I attempted to do the Shilin night market. In about 10 minutes after reaching, the rain poured down like there is no tomorrow. I bought a pair of flats, consumed a fruity drink, and headed back to my hotel. While riding the metro train, I realized that Taiwanese girls are generally cuter than the boys. My opinion only.

The next day itinerary involves a long metro train ride and a cable car ride.

Maokong is in the Western District of Taipei. From Ximending, take the metro train going to the Taipei Zoo station. From there, you need to go through the Maokong gondola station. The Maokong Gondola operates between Taipei Zoo and Maokong. The gondola travels within a stretch of 4.3 km (2.7 mi) line with four stations. You can choose from a normal gondola or a crystal cabin with a transparent floor. I managed to ride both types. It will take you perhaps around 20 minutes to reach the first stop. I can say that the ride was cute. But if you are afraid of heights and gets claustrophobic, you can skip this part of Taiwan. 

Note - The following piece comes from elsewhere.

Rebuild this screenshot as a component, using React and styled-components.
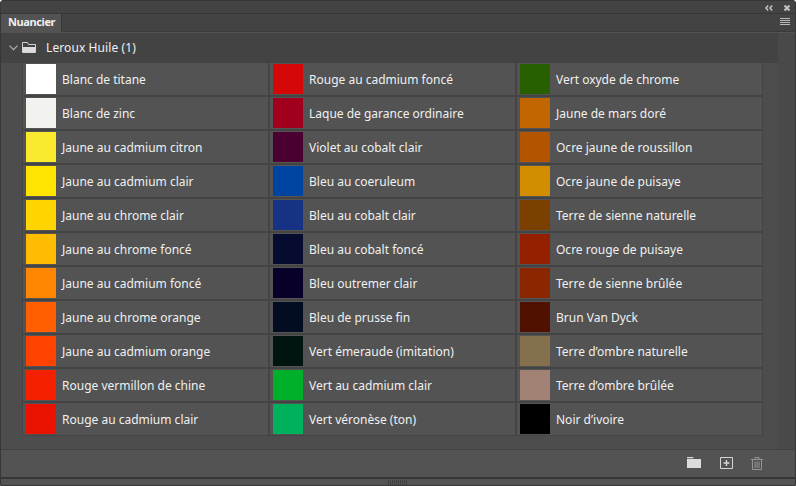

I reached the top and it started to rain again. I have an umbrella with me, but seriously, how do you do a nature walk in the rain without risking your precious life? For sure, my feet would be wet. I devoured into some green tea ice cream, walked until my legs were numb, and battled it out further with the rain that came and went, the whole time I was I was there. At the end of my Maokong experience, I was drenched in rainwater and sweat. I survived though.

I am set to fly back on my fourth day, but no visit in Taipei is complete without seeing the Longshan temple. It was my first time to see a couple of devotees pray with their jiaobeis. After only a few minutes of observing inside the temple, it was raining again. This weather is relentless! When the rain stopped, I went ahead to visit Chiang Kai-shek Memorial. Nothing extraordinary happened here. Managed to take a few photos like a dedicated tourist. I had to rush to avoid being caught in the rain again. It was almost time to pick up my bags from the hotel anyway, and head to the airport.

I am thankful that I’ve had the sense to bring my trusty umbrella with me. Taipei, you are the wettest city in Asia that I’ve ever been!